start
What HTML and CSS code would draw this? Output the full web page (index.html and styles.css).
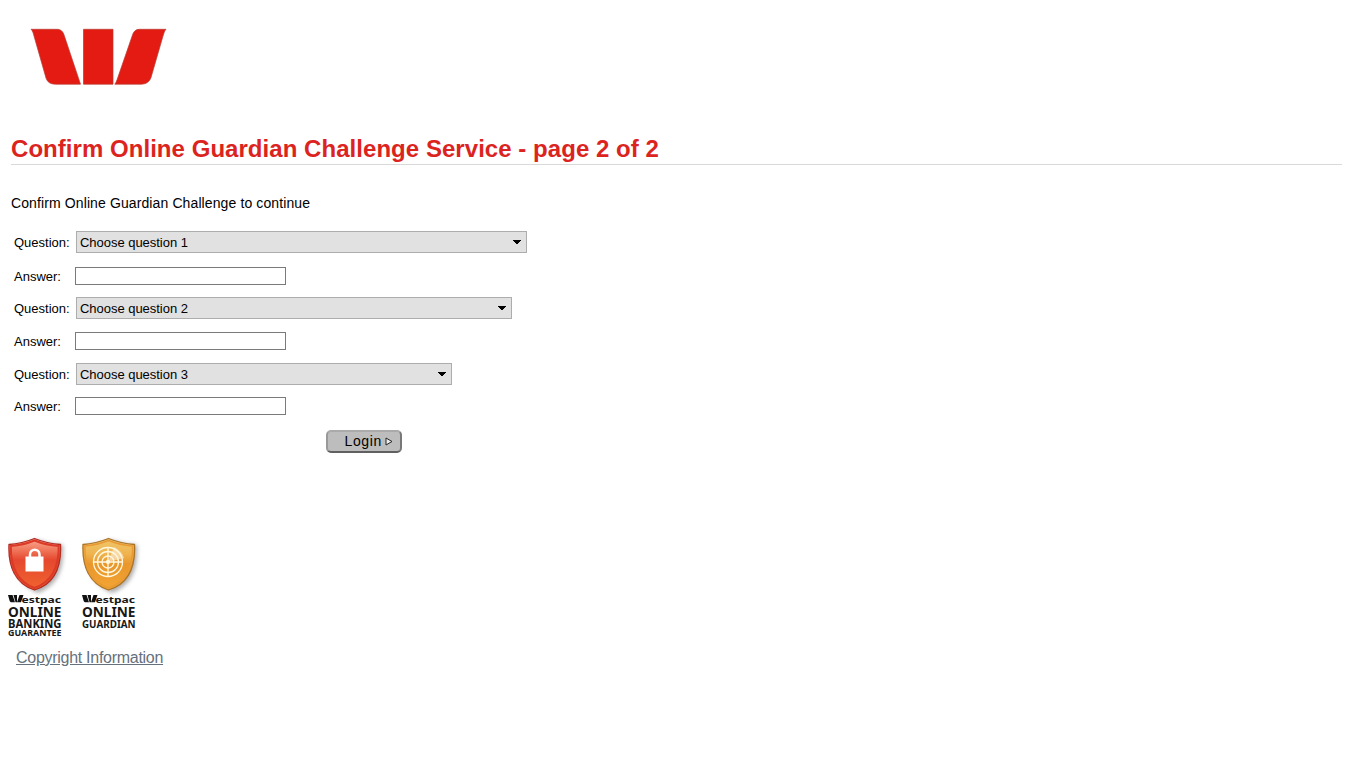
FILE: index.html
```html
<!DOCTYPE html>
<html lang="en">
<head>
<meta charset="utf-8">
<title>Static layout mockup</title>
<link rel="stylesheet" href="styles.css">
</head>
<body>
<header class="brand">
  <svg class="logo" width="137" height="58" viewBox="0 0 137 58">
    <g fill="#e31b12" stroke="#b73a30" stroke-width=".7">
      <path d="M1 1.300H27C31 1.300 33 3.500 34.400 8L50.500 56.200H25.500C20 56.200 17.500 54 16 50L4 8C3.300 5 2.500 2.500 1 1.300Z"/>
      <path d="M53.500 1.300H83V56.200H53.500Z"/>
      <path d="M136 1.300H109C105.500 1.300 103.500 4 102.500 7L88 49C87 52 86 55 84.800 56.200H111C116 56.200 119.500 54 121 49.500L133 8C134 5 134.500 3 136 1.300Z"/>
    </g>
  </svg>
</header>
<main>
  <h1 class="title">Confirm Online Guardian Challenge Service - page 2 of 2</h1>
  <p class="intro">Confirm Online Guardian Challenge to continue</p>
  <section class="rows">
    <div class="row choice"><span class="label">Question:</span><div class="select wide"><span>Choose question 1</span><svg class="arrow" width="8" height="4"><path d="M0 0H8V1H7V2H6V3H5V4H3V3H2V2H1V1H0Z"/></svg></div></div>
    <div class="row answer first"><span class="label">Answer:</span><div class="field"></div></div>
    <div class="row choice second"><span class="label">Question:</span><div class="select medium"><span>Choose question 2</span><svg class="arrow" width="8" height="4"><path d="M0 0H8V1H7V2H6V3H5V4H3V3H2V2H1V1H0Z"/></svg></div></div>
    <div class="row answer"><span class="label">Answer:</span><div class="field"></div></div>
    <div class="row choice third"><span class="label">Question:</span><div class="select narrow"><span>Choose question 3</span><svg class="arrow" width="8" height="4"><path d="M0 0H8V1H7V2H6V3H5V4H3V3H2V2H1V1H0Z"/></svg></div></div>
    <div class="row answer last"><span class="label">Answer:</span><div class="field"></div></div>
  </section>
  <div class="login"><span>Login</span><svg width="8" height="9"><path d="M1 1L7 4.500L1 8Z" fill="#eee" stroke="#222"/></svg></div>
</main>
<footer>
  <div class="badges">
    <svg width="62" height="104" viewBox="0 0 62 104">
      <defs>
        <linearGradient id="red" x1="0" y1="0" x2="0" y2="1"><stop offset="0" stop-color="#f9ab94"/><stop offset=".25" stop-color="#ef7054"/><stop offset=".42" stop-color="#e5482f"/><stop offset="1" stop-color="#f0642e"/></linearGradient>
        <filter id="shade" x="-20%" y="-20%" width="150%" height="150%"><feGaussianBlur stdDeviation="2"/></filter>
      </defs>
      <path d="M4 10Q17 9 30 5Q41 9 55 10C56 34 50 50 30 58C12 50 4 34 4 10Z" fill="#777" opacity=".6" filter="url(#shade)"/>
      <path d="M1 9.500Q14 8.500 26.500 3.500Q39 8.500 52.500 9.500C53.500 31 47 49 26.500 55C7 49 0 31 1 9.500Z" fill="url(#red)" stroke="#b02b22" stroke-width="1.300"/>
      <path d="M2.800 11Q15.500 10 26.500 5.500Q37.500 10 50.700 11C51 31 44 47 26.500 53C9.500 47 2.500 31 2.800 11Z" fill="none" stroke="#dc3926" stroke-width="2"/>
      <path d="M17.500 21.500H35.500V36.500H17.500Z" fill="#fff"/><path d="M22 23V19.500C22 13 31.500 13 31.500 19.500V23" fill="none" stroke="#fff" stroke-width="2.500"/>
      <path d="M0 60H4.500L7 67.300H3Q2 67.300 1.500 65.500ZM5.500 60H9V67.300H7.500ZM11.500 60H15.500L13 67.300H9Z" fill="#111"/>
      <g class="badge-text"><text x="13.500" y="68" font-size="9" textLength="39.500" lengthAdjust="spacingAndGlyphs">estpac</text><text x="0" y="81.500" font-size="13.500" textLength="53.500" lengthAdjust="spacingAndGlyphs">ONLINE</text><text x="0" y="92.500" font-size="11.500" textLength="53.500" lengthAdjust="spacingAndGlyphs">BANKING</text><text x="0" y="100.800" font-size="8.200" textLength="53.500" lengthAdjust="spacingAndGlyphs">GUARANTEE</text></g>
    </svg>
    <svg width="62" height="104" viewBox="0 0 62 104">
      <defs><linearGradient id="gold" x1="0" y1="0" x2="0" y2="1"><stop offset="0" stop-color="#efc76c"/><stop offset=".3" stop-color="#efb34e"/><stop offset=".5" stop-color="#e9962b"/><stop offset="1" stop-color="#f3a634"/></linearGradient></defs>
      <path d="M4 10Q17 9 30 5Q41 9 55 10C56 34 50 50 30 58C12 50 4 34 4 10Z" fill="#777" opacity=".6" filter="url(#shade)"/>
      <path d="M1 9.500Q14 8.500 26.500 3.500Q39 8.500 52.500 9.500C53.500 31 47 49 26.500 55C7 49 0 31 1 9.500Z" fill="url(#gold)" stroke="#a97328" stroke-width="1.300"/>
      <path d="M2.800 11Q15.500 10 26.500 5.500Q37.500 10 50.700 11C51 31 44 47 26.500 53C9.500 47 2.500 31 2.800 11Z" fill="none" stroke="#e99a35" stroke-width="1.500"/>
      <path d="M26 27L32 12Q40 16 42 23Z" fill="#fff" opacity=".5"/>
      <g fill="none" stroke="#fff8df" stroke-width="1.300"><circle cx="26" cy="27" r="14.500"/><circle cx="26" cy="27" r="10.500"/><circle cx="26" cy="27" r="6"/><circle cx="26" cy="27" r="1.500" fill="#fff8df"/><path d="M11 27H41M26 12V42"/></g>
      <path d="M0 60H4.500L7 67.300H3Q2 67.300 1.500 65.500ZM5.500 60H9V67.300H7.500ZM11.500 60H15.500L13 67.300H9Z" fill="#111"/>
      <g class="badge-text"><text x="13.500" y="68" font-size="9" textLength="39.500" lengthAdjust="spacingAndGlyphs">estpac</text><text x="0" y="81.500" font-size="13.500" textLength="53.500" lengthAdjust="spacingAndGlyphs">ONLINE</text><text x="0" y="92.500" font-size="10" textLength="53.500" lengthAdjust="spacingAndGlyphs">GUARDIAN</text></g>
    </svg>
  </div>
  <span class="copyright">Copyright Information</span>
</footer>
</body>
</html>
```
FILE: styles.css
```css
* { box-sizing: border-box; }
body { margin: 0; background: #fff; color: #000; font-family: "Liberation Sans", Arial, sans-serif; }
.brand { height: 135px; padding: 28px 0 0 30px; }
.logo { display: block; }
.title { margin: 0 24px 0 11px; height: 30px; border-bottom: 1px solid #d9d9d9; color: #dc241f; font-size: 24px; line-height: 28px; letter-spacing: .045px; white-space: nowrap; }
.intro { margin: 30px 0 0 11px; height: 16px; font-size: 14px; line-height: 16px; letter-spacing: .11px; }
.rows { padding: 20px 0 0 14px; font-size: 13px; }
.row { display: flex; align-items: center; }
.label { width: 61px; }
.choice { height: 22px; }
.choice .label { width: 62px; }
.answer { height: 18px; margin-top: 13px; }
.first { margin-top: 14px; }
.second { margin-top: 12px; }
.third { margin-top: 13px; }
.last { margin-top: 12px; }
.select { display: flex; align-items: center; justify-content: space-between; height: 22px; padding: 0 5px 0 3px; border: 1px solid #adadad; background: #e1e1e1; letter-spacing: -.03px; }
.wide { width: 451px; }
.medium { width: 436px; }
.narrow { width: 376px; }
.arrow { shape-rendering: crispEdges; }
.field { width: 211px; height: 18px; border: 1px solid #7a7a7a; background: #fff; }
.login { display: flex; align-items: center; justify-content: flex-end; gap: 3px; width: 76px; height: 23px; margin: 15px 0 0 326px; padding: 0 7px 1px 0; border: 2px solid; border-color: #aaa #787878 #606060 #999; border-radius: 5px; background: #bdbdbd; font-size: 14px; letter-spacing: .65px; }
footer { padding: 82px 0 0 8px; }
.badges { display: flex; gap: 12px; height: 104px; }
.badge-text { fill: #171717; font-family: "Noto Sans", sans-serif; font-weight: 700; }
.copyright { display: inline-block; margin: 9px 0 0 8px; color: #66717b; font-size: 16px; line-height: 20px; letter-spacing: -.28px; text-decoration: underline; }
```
end
Look through the material above and work out how many of its lines contain "styles". State the number only.

**SOLVED PROBLEM**
3